Yes. The above all sounds sane to me.
I still worry that especially the non-atomic case will want some kind of
partial-copy updates (think graphical file managers that want to show the
progress of the copy), and that (think EINTR and continuing) makes me
think "that could get really complex really quickly", but that's something
that the NFS/SMB people would have to pipe up on. I'm pretty sure the NFS
spec has some kind "partial completion notification" model, I dunno about
SMB.
Linus
On Tue, Sep 15, 2009 at 09:20:47PM -0700, Linus Torvalds wrote:
> On Tue, 15 Sep 2009, Joel Becker wrote:
> >
> > Perhaps ->copyfile takes the following flags:
> >
> > #define ALLOW_COW_SHARED 0x0001
> > #define REQUIRE_COW_SHARED 0x0002
> > #define REQUIRE_BASIC_ATTRS 0x0004
> > #define REQUIRE_FULL_ATTRS 0x0008
> > #define REQUIRE_ATOMIC 0x0010
> > #define SNAPSHOT (REQUIRE_COW_SHARED |
> > REQUIRE_BASIC_ATTRS |
> > REQUIRE_ATOMIC)
> > #define SNAPSHOT_PRESERVE (SNAPSHOT | REQUIRE_FULL_ATTRS)
> >
> > Thus, sys_reflink/sys_snapfile(oldpath, newpath, 0) becomes:
> > ...
>
> Yes. The above all sounds sane to me.
Ok. Where do you see the exposure level? What I mean is, I
just defined a vfs op that handles these things, but accessed it via two
syscalls, sys_snapfile() and sys_copyfile(). We could also just provide
one system call and allow userspace to use these flags itself, creating
snapfile(3) and copyfile(3) in libc, hiding the details (kind of like
clone being hidden by pthreads, though ignoring that pthreads has
"issues"). Or we could explicitly make this the public API and expect
something like cp(1) to directly use the flags. Thoughts?

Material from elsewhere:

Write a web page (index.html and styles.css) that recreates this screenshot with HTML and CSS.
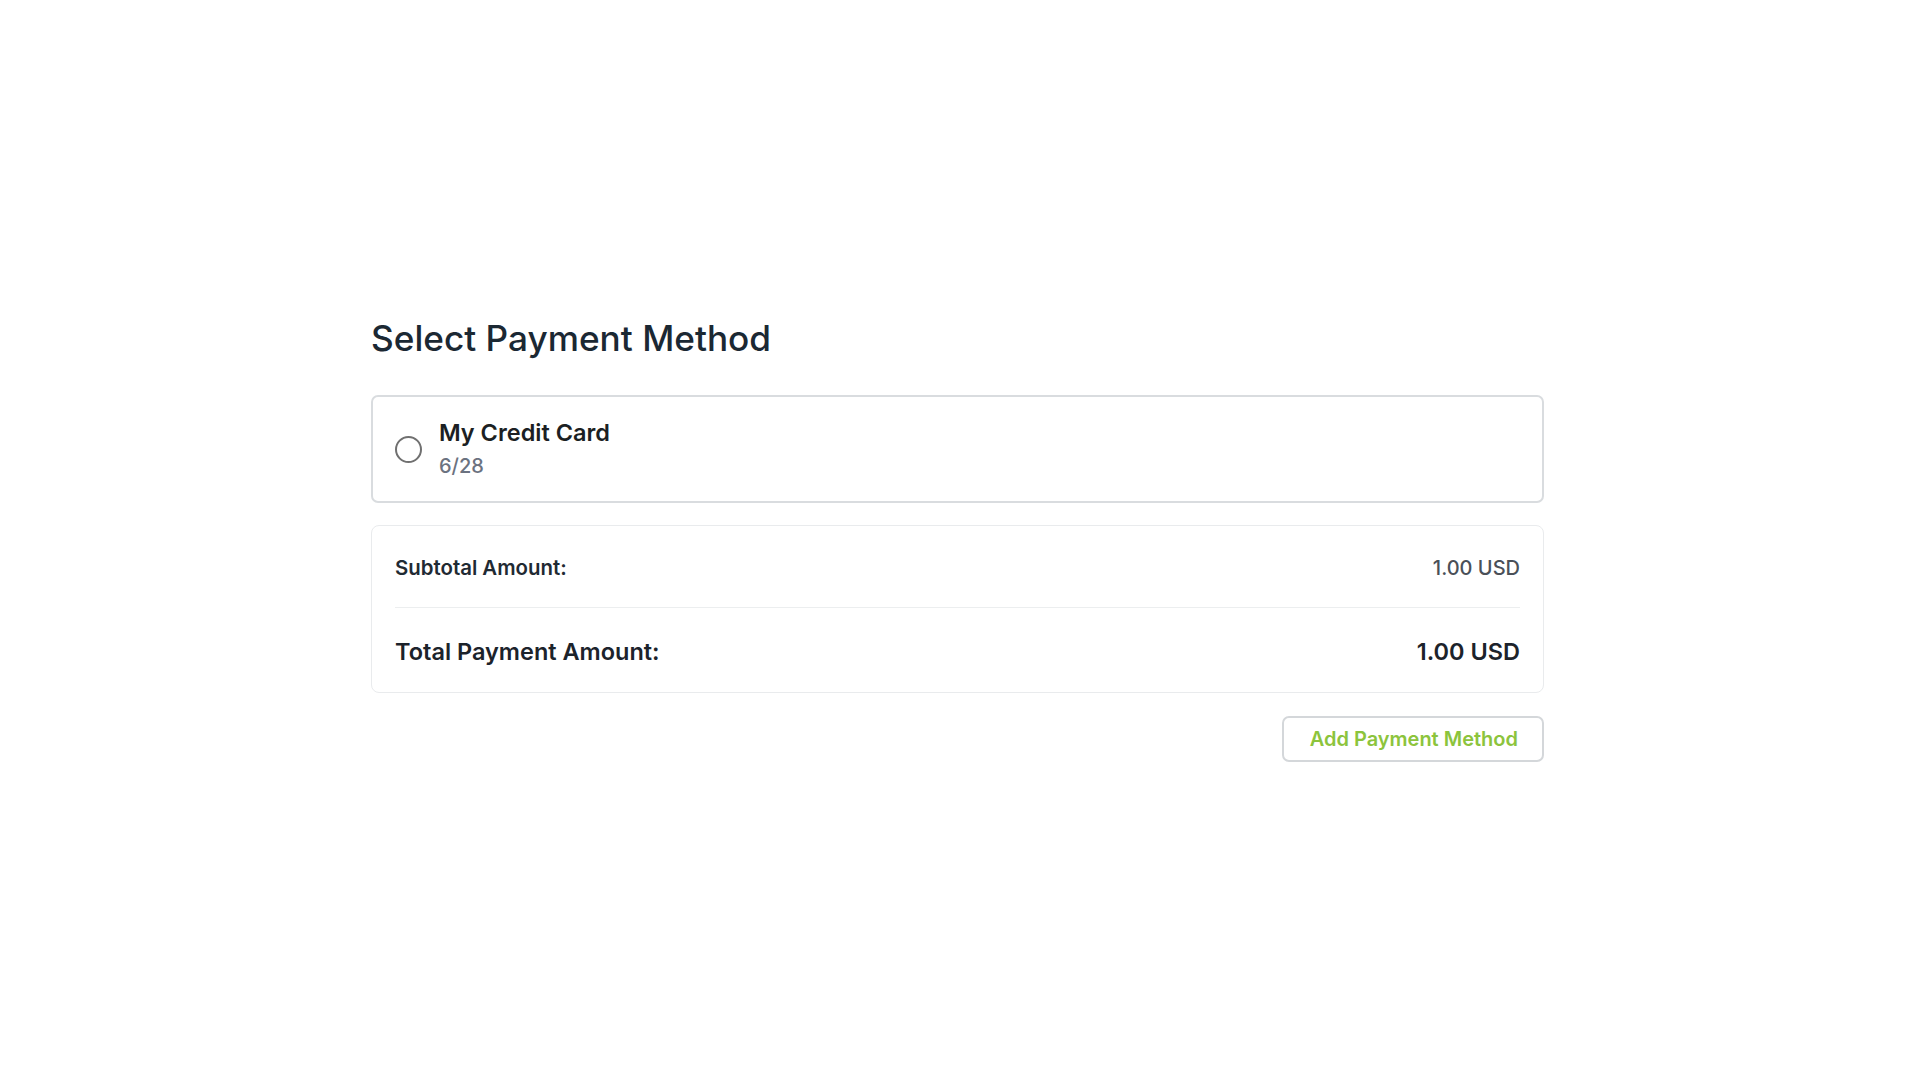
FILE: index.html
```html
<!DOCTYPE html>
<html lang="en">
<head>
<meta charset="utf-8">
<title>Select Payment Method</title>
<link rel="stylesheet" href="styles.css">
</head>
<body>
<main class="page">
  <h1 class="title">Select Payment Method</h1>
  <label class="method-card">
    <span class="radio"></span>
    <span class="method-info">
      <span class="method-name">My Credit Card</span>
      <span class="method-exp">6/28</span>
    </span>
  </label>
  <section class="summary">
    <div class="row row-sub">
      <span class="label">Subtotal Amount:</span>
      <span class="value">1.00 USD</span>
    </div>
    <div class="row row-total">
      <span class="label">Total Payment Amount:</span>
      <span class="value">1.00 USD</span>
    </div>
  </section>
  <div class="actions">
    <button class="add-btn" type="button">Add Payment Method</button>
  </div>
</main>
</body>
</html>
```

FILE: styles.css
```css
* { box-sizing: border-box; }

html, body {
  margin: 0;
  padding: 0;
  background: #ffffff;
}

body {
  font-family: "Inter", "Noto Sans", "Liberation Sans", sans-serif;
  color: #1f2328;
}

.page {
  width: 1173px;
  margin-left: 371px;
  padding-top: 316px;
  display: flex;
  flex-direction: column;
}

.title {
  margin: 0 0 35px;
  font-size: 35.2px;
  line-height: 44px;
  font-weight: 500;
  color: #1b2833;
}

.method-card {
  display: flex;
  align-items: center;
  height: 108px;
  padding: 0 22px;
  border: 2px solid #d9dcdf;
  border-radius: 7px;
  gap: 17px;
  cursor: pointer;
}

.radio {
  width: 27px;
  height: 27px;
  border-radius: 50%;
  border: 2.5px solid #707070;
  flex: none;
}

.method-info {
  display: flex;
  flex-direction: column;
  gap: 6px;
  margin-top: -2px;
}

.method-name {
  font-size: 23.5px;
  line-height: 28px;
  font-weight: 600;
  color: #1c1f23;
}

.method-exp {
  font-size: 20px;
  line-height: 24px;
  font-weight: 500;
  color: #6b7280;
  margin-top: 1px;
}

.summary {
  margin-top: 22px;
  border: 1px solid #e9ebed;
  border-radius: 8px;
  padding: 0 23px;
}

.row {
  display: flex;
  justify-content: space-between;
  align-items: center;
}

.row-sub {
  padding: 30px 0 27px;
  border-bottom: 1px solid #eceeef;
  font-size: 20px;
  line-height: 24px;
}

.row-sub .label {
  font-size: 20.4px;
  font-weight: 600;
  color: #1f2a33;
}

.row-sub .value {
  font-weight: 500;
  color: #4a5058;
}

.row-total {
  padding: 30px 0 26px;
  font-size: 23.5px;
  line-height: 28px;
  font-weight: 600;
  color: #1c232b;
}

.actions {
  display: flex;
  justify-content: flex-end;
  margin-top: 23px;
}

.add-btn {
  height: 46px;
  padding: 0 24px 0 26px;
  background: #ffffff;
  border: 2px solid #d4d7da;
  border-radius: 7px;
  font-family: inherit;
  font-size: 20px;
  font-weight: 600;
  color: #8cc43c;
  cursor: pointer;
}
```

> I still worry that especially the non-atomic case will want some kind of
> partial-copy updates (think graphical file managers that want to show the
> progress of the copy), and that (think EINTR and continuing) makes me
> think "that could get really complex really quickly", but that's something
> that the NFS/SMB people would have to pipe up on. I'm pretty sure the NFS
> spec has some kind "partial completion notification" model, I dunno about
> SMB.
I'm really wary of combining a ranged interface with this one.
Not only does it make no sense for snapshots, but I think it falls down
in any "create a new inode" scheme entirely.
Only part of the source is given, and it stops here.